Imagine, if you will, a young reviewer. Call him Carlos. He wakes up on a dark and rainy morning in January and scrolls through his Facebook on his phone before actually getting up. The first thing that pops up on his news feed is a trailer for a movie called 10 Cloverfield Lane. That second word immediately grabs his attention: “Cloverfield.” He thinks he’s groggy, believing that there’s no way he’d be reading about Cloverfield in 2016. Cloverfield, as in the 2008 monster movie that put found footage filmmaking on the map in the new millennium. As in the cryptic and mysterious trailer that featured no title and the Statue of Liberty’s head being thrown into the street. As in the movie that was constantly teased with a potential continuation that was never realized for the last eight years. Carlos is skeptical when he plays the trailer, thinking it has to be some hoax or parody. Upon realizing that it is  real, he is immediately hooked on what could result from this bombshell of a trailer. And as it hits theaters a mere two months later, Carlos is pleasantly surprised and incredibly entertained by the final product.  

10 Cloverfield Lane follows a young girl named Michelle (Mary Elizabeth Winstead). After suffering a car accident, she wakes chained to the wall of an empty cellar-like room. A mysterious man named Howard (John Goodman) informs her that he rescued her from the accident and brought her down to his underground bunker to save her from an attack that left the surface uninhabitable. The bunker also houses Emmett (John Gallagher Jr.), a young man with a broken arm. Unsure of what to believe, Michelle begins living her days surviving in the bunker but slowly begins to learn that being inside the bunker is just as terrifying as whatever danger lurks outside.

I was unsure of what to expect from this film. Learning early on that the movie was, according to producer J.J. Abrams, simply a “blood relative” of the original 2008 film, I knew not to set my expectations too high on a meaningful continuation of any of the events from that movie. With that in mind, I can honestly say that I enjoyed the film for what it was: a standalone spinoff with its own story to tell.

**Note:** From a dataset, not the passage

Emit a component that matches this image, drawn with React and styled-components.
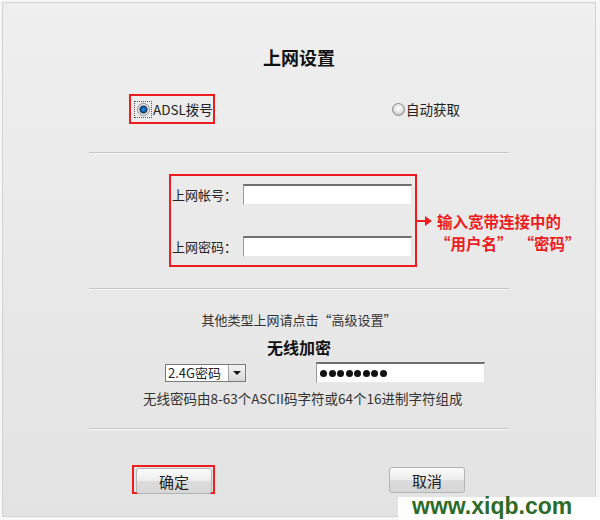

The film immediately sets itself apart from the legacy behind its namesake by offering a remarkably original and engrossing tale. The claustrophobic setting of the bunker, where the vast majority of the film takes place, acts as the perfect catalyst for the entrapment and paranoia that are prevalent throughout its runtime. Nearly every moment within the bunker offers its own sense of terror and heart-pounding suspense as escape continues to look more and more attractive. With only three  main actors visible in the movie, each one pulls his or her  own weight with unparalleled skill. Winstead continues to make her mark as an underappreciated yet superb actress as she navigates her character’s status as a captive, her perpetual fear coming into play with a blend of subtlety and abundance. Goodman delivers his own stellar performance as the perfect paranoid, whose overt creepiness perfectly accentuates his innate instability. Even Gallagher Jr does well as the innocent and well-meaning third wheel trying to do the right thing. Though the film’s third act may be lost on some, featuring a mixture of rehashed sci-fi elements and general what-the-fuckery, it acts as an interesting perspective of what it means to be “Cloverfield.” With the movie leaving the many questions from its 2008 predecessor unanswered, the label acts as a Twilight Zone-esque universe where original weird plots cut from different cloths independently become their own interpretations of Cloverfield.

As a standalone movie, 10 Cloverfield Lane is a harrowing thriller not to be missed. With the name “Cloverfield,” the film is a foray into an entirely unique cinematic universe that could be the start of something special. In any case, it’s certainly worth your time to hang out in John Goodman’s bunker for a little while.